Technical AI Safety Decal

Thursdays 6-8 PM in Giannini 141, starting 2/13

About the Course

Course Prerequisites

This course assumes fluency with linear algebra, multivariable calculus, and basic programming at a level equivalent to MATH 54, MATH 53, and CS 61A. Since the class will quickly move through the material and involve significant ML paper reading, familiarity with machine learning at the level of CS 189 is strongly recommended. Prior familiarity with the field of AI Safety is not required.

Assignments

Weekly Reading Reflections: These reflections are based on the assigned readings and must be submitted before each class. Students will answer specific questions about the material and share their own insights, including points of interest, connections to other ideas, and areas of agreement or disagreement. Completing these reflections demonstrates engagement with the material and helps prepare students for in-class discussions.

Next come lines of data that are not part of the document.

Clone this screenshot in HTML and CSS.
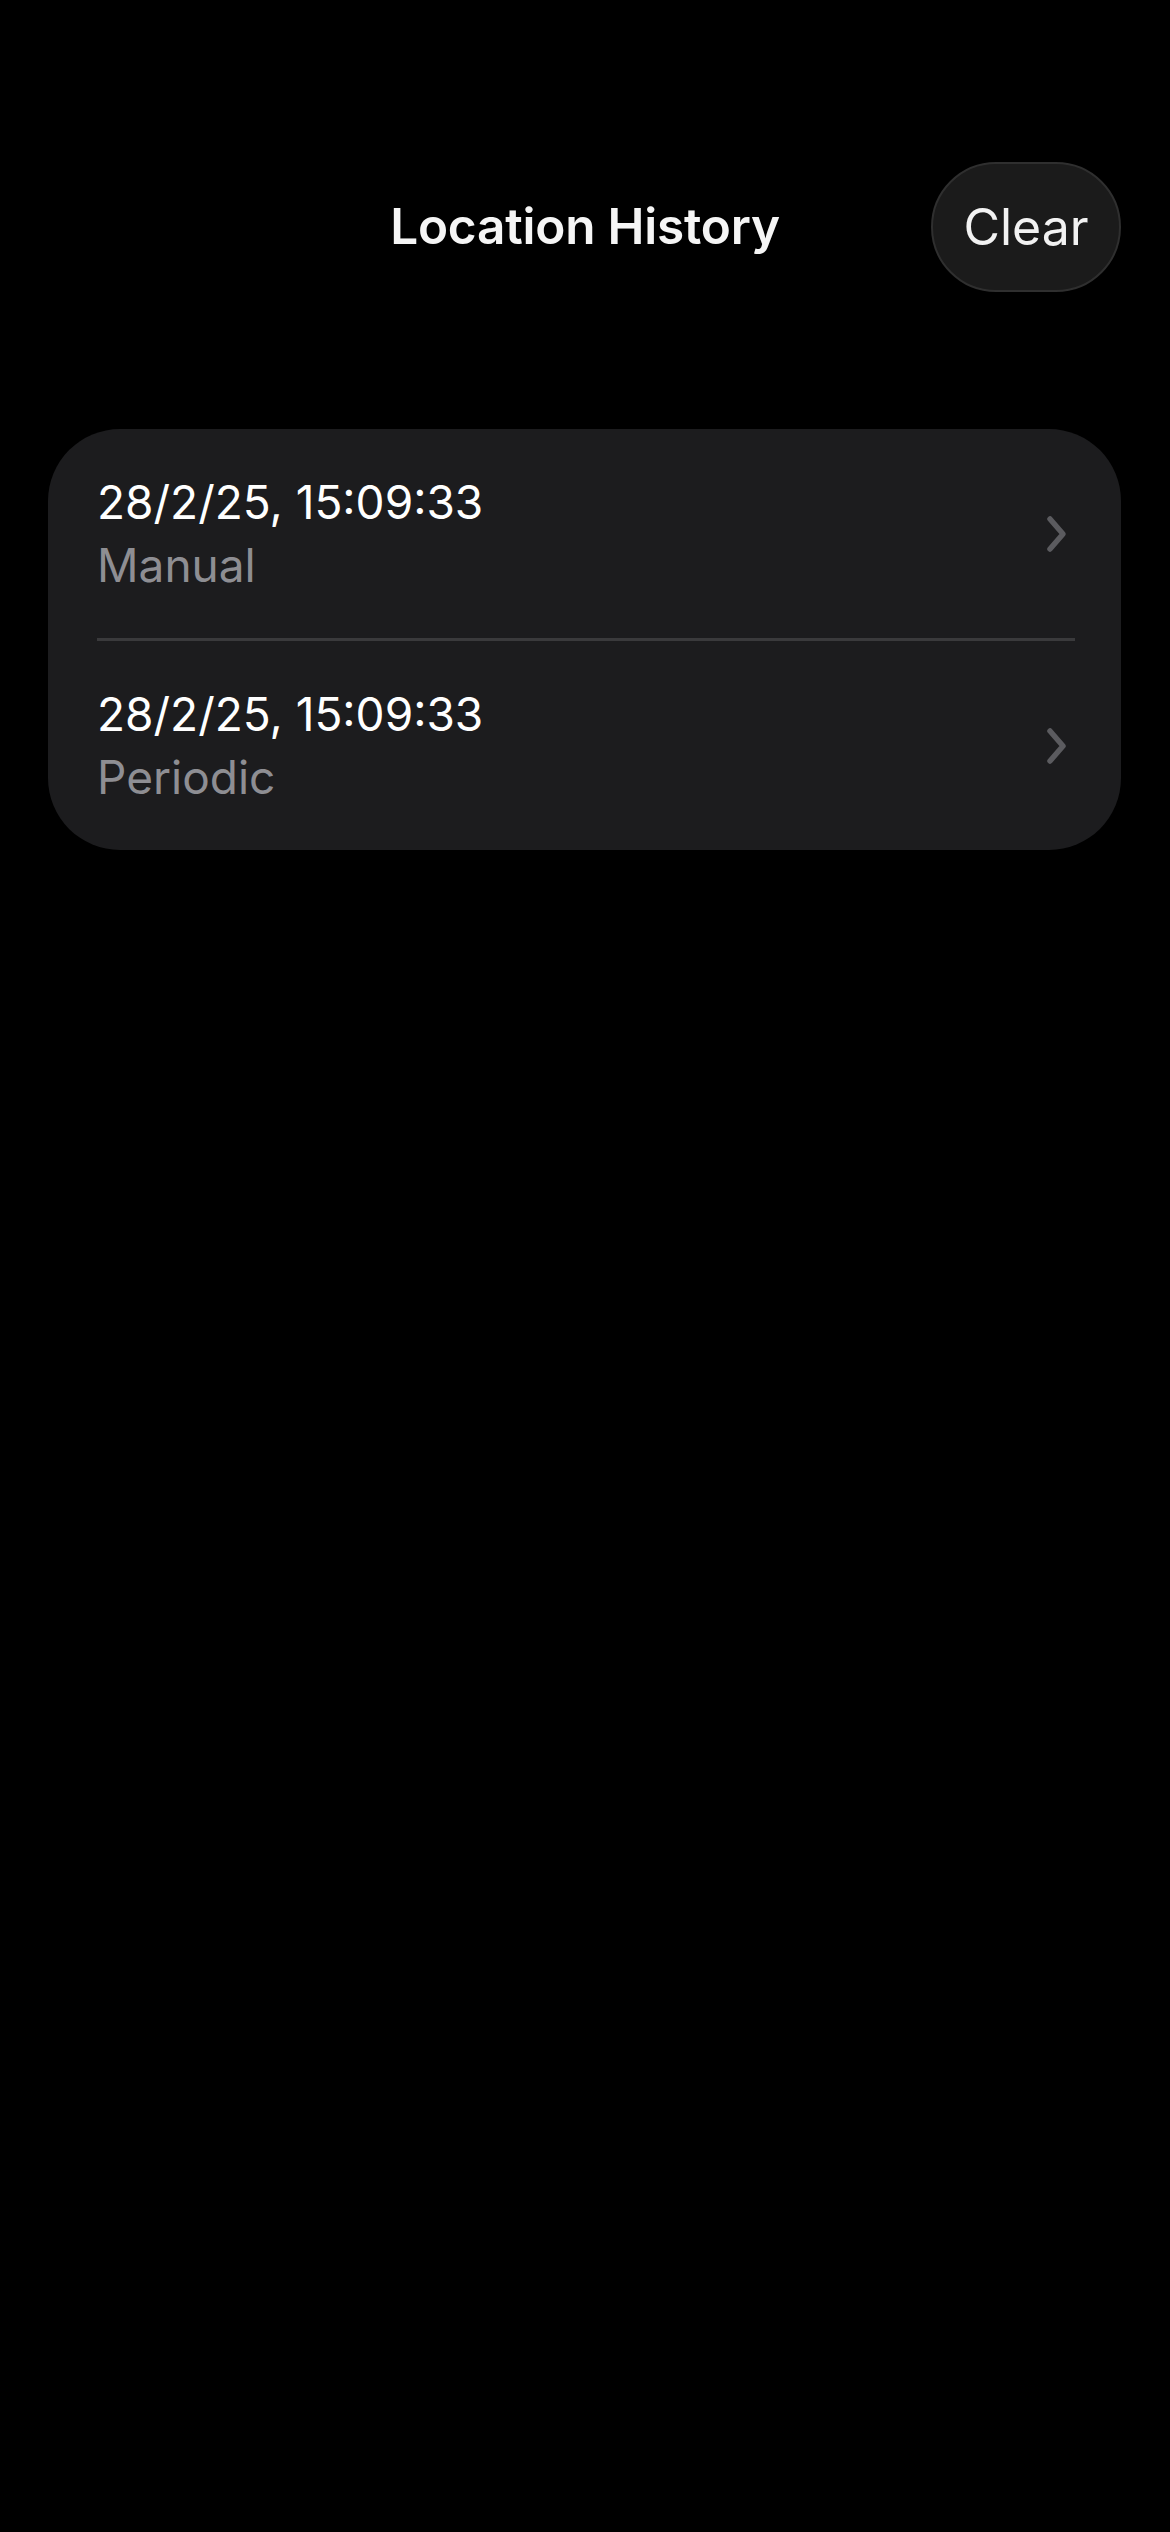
FILE: index.html
```html
<!DOCTYPE html>
<html lang="en">
<head>
<meta charset="utf-8">
<title>Location History</title>
<link rel="stylesheet" href="styles.css">
</head>
<body>
<div class="screen">
  <header class="nav">
    <div class="nav-side"></div>
    <h1 class="nav-title">Location History</h1>
    <div class="nav-side nav-right">
      <button class="glass-btn" type="button">Clear</button>
    </div>
  </header>

  <ul class="list">
    <li class="row">
      <div class="row-text">
        <div class="row-title">28/2/25, 15:09:33</div>
        <div class="row-sub">Manual</div>
      </div>
      <svg class="chevron" width="24" height="40" viewBox="0 0 24 40" aria-hidden="true">
        <path d="M5 5 L18 20 L5 35" fill="none" stroke="#5b5b5f" stroke-width="5.5" stroke-linecap="round" stroke-linejoin="round"/>
      </svg>
    </li>
    <li class="divider" aria-hidden="true"></li>
    <li class="row">
      <div class="row-text">
        <div class="row-title">28/2/25, 15:09:33</div>
        <div class="row-sub">Periodic</div>
      </div>
      <svg class="chevron" width="24" height="40" viewBox="0 0 24 40" aria-hidden="true">
        <path d="M5 5 L18 20 L5 35" fill="none" stroke="#5b5b5f" stroke-width="5.5" stroke-linecap="round" stroke-linejoin="round"/>
      </svg>
    </li>
  </ul>
</div>
</body>
</html>
```

FILE: styles.css
```css
* {
  box-sizing: border-box;
}

html, body {
  margin: 0;
  padding: 0;
  background: #000;
}

body {
  width: 1170px;
  min-height: 2532px;
  font-family: Inter, "Noto Sans", "Liberation Sans", sans-serif;
  color: #fff;
}

.screen {
  padding-top: 162px;
}

.nav {
  display: grid;
  grid-template-columns: 1fr auto 1fr;
  align-items: center;
  height: 130px;
  padding: 0 49px;
}

.nav-title {
  margin: 0;
  font-size: 49.5px;
  font-weight: 600;
  letter-spacing: -0.2px;
  color: #f5f5f5;
  line-height: 1;
}

.nav-right {
  display: flex;
  justify-content: flex-end;
}

.glass-btn {
  width: 190px;
  height: 130px;
  border-radius: 65px;
  background: #1b1b1b;
  border: 2px solid #2f2f2f;
  color: #f2f2f2;
  font-family: inherit;
  font-size: 50px;
  font-weight: 400;
  padding: 0;
  line-height: 1;
}

.list {
  list-style: none;
  margin: 137px 49px 0 48px;
  padding: 0;
  background: #1c1c1e;
  border-radius: 72px;
}

.row {
  display: flex;
  align-items: center;
  justify-content: space-between;
  height: 209px;
  padding: 0 50px 0 49px;
}

.row-text {
  display: flex;
  flex-direction: column;
}

.row-title {
  font-size: 46px;
  line-height: 63px;
  color: #fff;
}

.row-sub {
  font-size: 46px;
  line-height: 63px;
  color: #8e8e93;
}

.chevron {
  display: block;
  margin-right: 2px;
}

.divider {
  height: 3px;
  background: #3a3a3c;
  margin: 0 46px 0 49px;
}
```
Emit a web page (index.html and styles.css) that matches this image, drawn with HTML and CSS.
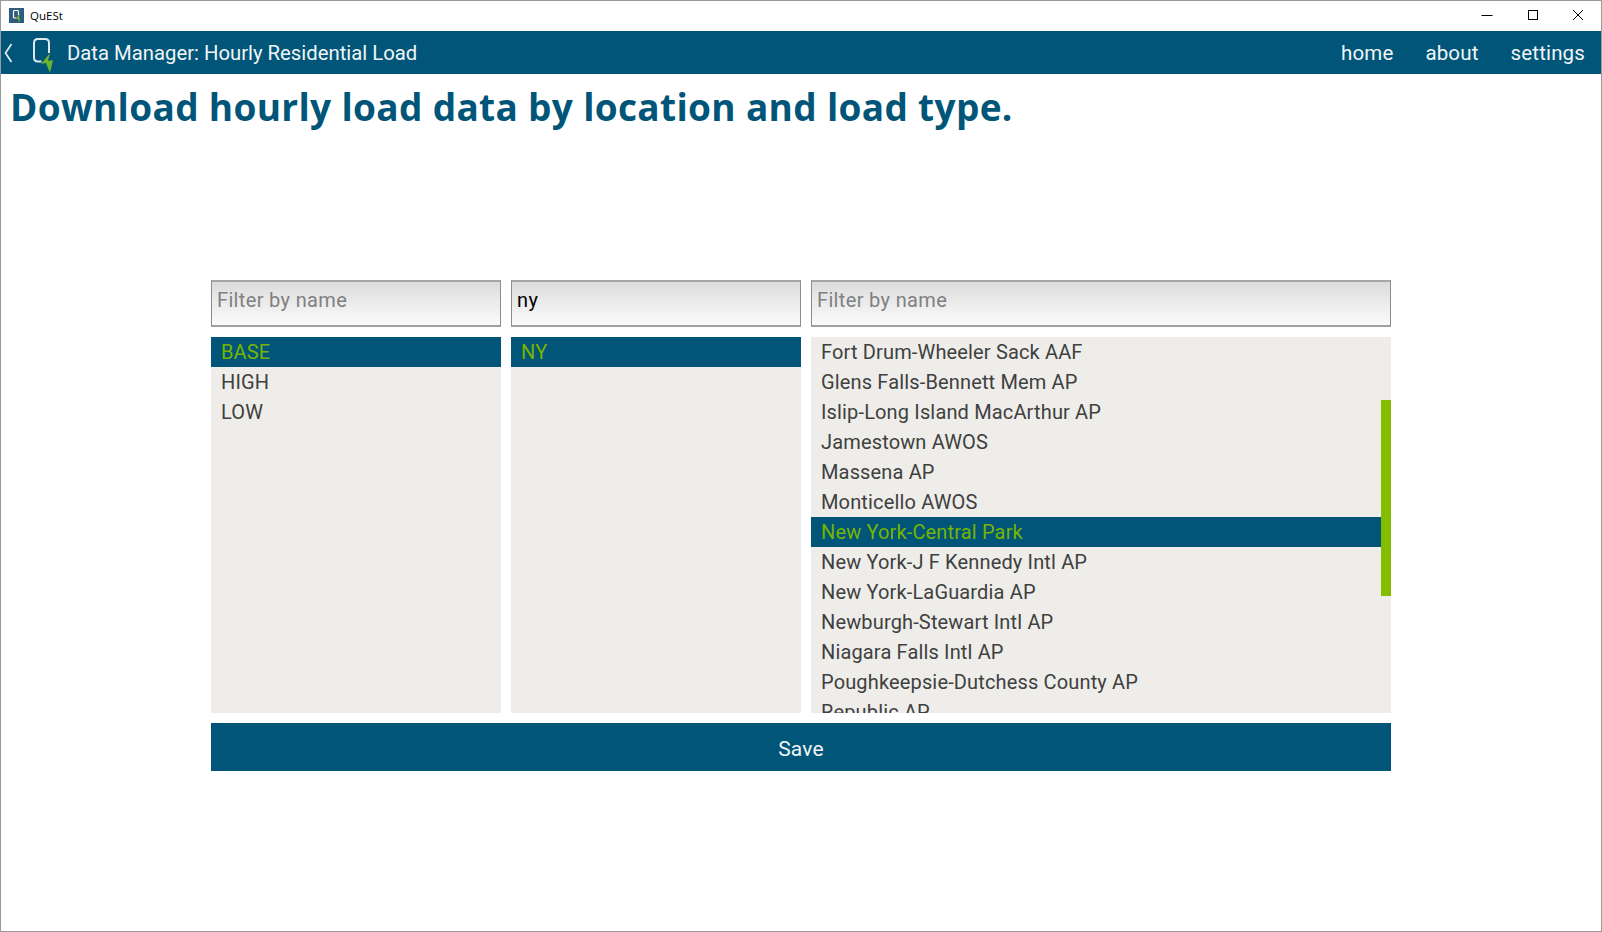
FILE: index.html
```html
<!DOCTYPE html>
<html lang="en">
<head>
    <meta charset="UTF-8">
    <meta name="viewport" content="width=device-width, initial-scale=1.0">
    <title>QuESt</title>
    <link rel="stylesheet" href="styles.css">
</head>
<body>
    <div class="window">
        <div class="titlebar">
            <svg class="app-icon" viewBox="0 0 15 15" aria-hidden="true">
                <rect width="15" height="15" fill="#2f5b7c"/>
                <path d="M7.500 10 H5.500 Q4.500 10 4.500 9 V3.500 Q4.500 2.500 5.500 2.500 H8.500 Q9.500 2.500 9.500 3.500 V7" fill="none" stroke="#fff" stroke-width="1.200"/>
                <path d="M9.500 7 L7.500 11 L9 11 L10.200 14 L11 10.500 L9.800 10.500 L10.500 7 Z" fill="#7fc31c"/>
            </svg>
            <span class="app-name">QuESt</span>
            <div class="win-buttons">
                <svg class="win-btn" viewBox="0 0 12 12" aria-hidden="true"><path d="M0.500 6.500 H11.500" stroke="#000" fill="none"/></svg>
                <svg class="win-btn" viewBox="0 0 12 12" aria-hidden="true"><rect x="1.500" y="1.500" width="9" height="9" stroke="#000" fill="none"/></svg>
                <svg class="win-btn" viewBox="0 0 12 12" aria-hidden="true"><path d="M1 1 L11 11 M11 1 L1 11" stroke="#000" fill="none"/></svg>
            </div>
        </div>
        <nav class="navbar">
            <svg class="back" viewBox="0 0 9 20" aria-hidden="true"><path d="M7.500 1 L1.500 10 L7.500 19" fill="none" stroke="#dfe9ef" stroke-width="1.800"/></svg>
            <svg class="logo" viewBox="0 0 24 38" aria-hidden="true">
                <path d="M9.500 25.500 H6 Q2 25.500 2 21.500 V7 Q2 3 6 3 H13 Q17 3 17 7 V17" fill="none" stroke="#dfe9ef" stroke-width="2"/>
                <path d="M18 17 L9 28 L14 27 L18 37 L21 24 L16 25 Z" fill="#6cb52d"/>
            </svg>
            <span class="nav-title">Data Manager: Hourly Residential Load</span>
            <div class="nav-links">
                <a>home</a>
                <a>about</a>
                <a>settings</a>
            </div>
        </nav>
        <h1 class="heading">Download hourly load data by location and load type.</h1>
        <main class="manager">
            <div class="filters">
                <div class="filter placeholder">Filter by name</div>
                <div class="filter">ny</div>
                <div class="filter placeholder">Filter by name</div>
            </div>
            <div class="lists">
                <div class="list">
                    <div class="row selected">BASE</div>
                    <div class="row">HIGH</div>
                    <div class="row">LOW</div>
                </div>
                <div class="list">
                    <div class="row selected">NY</div>
                </div>
                <div class="list">
                    <div class="rows">
                        <div class="row">Fort Drum-Wheeler Sack AAF</div>
                        <div class="row">Glens Falls-Bennett Mem AP</div>
                        <div class="row">Islip-Long Island MacArthur AP</div>
                        <div class="row">Jamestown AWOS</div>
                        <div class="row">Massena AP</div>
                        <div class="row">Monticello AWOS</div>
                        <div class="row selected">New York-Central Park</div>
                        <div class="row">New York-J F Kennedy Intl AP</div>
                        <div class="row">New York-LaGuardia AP</div>
                        <div class="row">Newburgh-Stewart Intl AP</div>
                        <div class="row">Niagara Falls Intl AP</div>
                        <div class="row">Poughkeepsie-Dutchess County AP</div>
                        <div class="row">Republic AP</div>
                    </div>
                    <div class="scrollbar"><div class="thumb"></div></div>
                </div>
            </div>
            <button class="save" type="button">Save</button>
        </main>
    </div>
</body>
</html>
```

FILE: styles.css
```css
html, body {
    margin: 0;
    padding: 0;
    height: 100%;
    background: #fff;
}
body {
    font-family: 'Roboto', sans-serif;
    overflow: hidden;
}
.window {
    box-sizing: border-box;
    height: 932px;
    border: 1px solid #9a9a9a;
    background: #fff;
}
.titlebar {
    box-sizing: border-box;
    display: flex;
    align-items: center;
    height: 30px;
    padding: 0 0 2px 8px;
}
.app-icon {
    width: 15px;
    height: 15px;
}
.app-name {
    margin-left: 6px;
    font-family: 'Open Sans', sans-serif;
    font-size: 11.5px;
    color: #000;
}
.win-buttons {
    display: flex;
    margin-left: auto;
    margin-right: 17px;
    gap: 33.5px;
}
.win-btn {
    width: 12px;
    height: 12px;
}
.navbar {
    display: flex;
    align-items: center;
    height: 43px;
    background: #005578;
    color: #f1f5f7;
}
.back {
    width: 9px;
    height: 20px;
    margin-left: 3px;
}
.logo {
    width: 24px;
    height: 38px;
    margin-left: 19px;
    margin-top: 5px;
    overflow: visible;
}
.nav-title {
    margin-left: 11px;
    font-size: 20.3px;
}
.nav-links {
    display: flex;
    gap: 32px;
    margin-left: auto;
    margin-right: 16px;
    font-size: 20.5px;
    letter-spacing: 0.15px;
}
.heading {
    margin: 0;
    padding: 10px 0 0 9px;
    height: 48px;
    font-family: 'Open Sans', sans-serif;
    font-size: 37px;
    line-height: 46px;
    font-weight: 700;
    letter-spacing: 0.33px;
    color: #005578;
}
.manager {
    width: 1180px;
    margin: 148px 0 0 210px;
}
.filters, .lists {
    display: grid;
    grid-template-columns: 290px 290px 580px;
    gap: 10px;
}
.filter {
    box-sizing: border-box;
    height: 47px;
    padding: 4px 5px 0;
    border: solid #8c8c8c;
    border-width: 2px 1px;
    border-top-color: #a5a5a5;
    border-bottom-color: #a0a0a0;
    background: linear-gradient(#dcdcdc, #fbfbfb);
    font-size: 20px;
    line-height: 28px;
    letter-spacing: 0.35px;
    color: #000;
}
.placeholder {
    color: #808080;
}
.lists {
    margin-top: 10px;
    height: 376px;
}
.list {
    display: flex;
    flex-direction: column;
    background: #eeede9;
    overflow: hidden;
}
.list:last-child {
    flex-direction: row;
}
.rows {
    flex: 1;
    overflow: hidden;
}
.row {
    flex: none;
    height: 30px;
    padding-left: 10px;
    font-size: 20px;
    line-height: 30px;
    letter-spacing: 0.15px;
    color: #404040;
}
.row.selected {
    background: #005578;
    color: #78b400;
}
.scrollbar {
    width: 10px;
}
.thumb {
    height: 196px;
    margin-top: 63px;
    background: #84bd00;
}
.save {
    display: block;
    width: 100%;
    height: 48px;
    margin-top: 10px;
    padding: 3px 0 0;
    border: none;
    background: #005578;
    color: #f1f5f7;
    font-family: inherit;
    font-size: 21px;
    letter-spacing: 0.2px;
}
```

Projects: Students will complete 2-3 coding projects focused on replicating results from technical AI safety papers. They are also encouraged to creatively extend the ideas presented in the papers. Projects may be completed in groups, and students should prepare a presentation for the final project.

Tentative Schedule

Week 1 - Issues in AI safety

Week 2 - Machine Learning Review

Week 3 - History of Adversarial Machine Learning

Week 4 - Adversarial Attacks on LLMs

Week 5 - Alignment with Human Value

Week 6 - Problem of Misalignment

Week 7 - Mechanistic Interpretability

Week 8 - Representation Engineering

Week 9 - Benchmark and Evaluation

Week 10 - LLM agents security

Week 11-14 - Guest Lectures and Final Project Presentation

The Intro to AI Safety curriculum provides a high-level understanding of the problems in AI safety and some of the key research directions which aim to solve it. Students will learn about the theoretical and practical risks associated with using advanced AI systems, the difficulties inherent to addressing them, and the current state of research regarding solutions.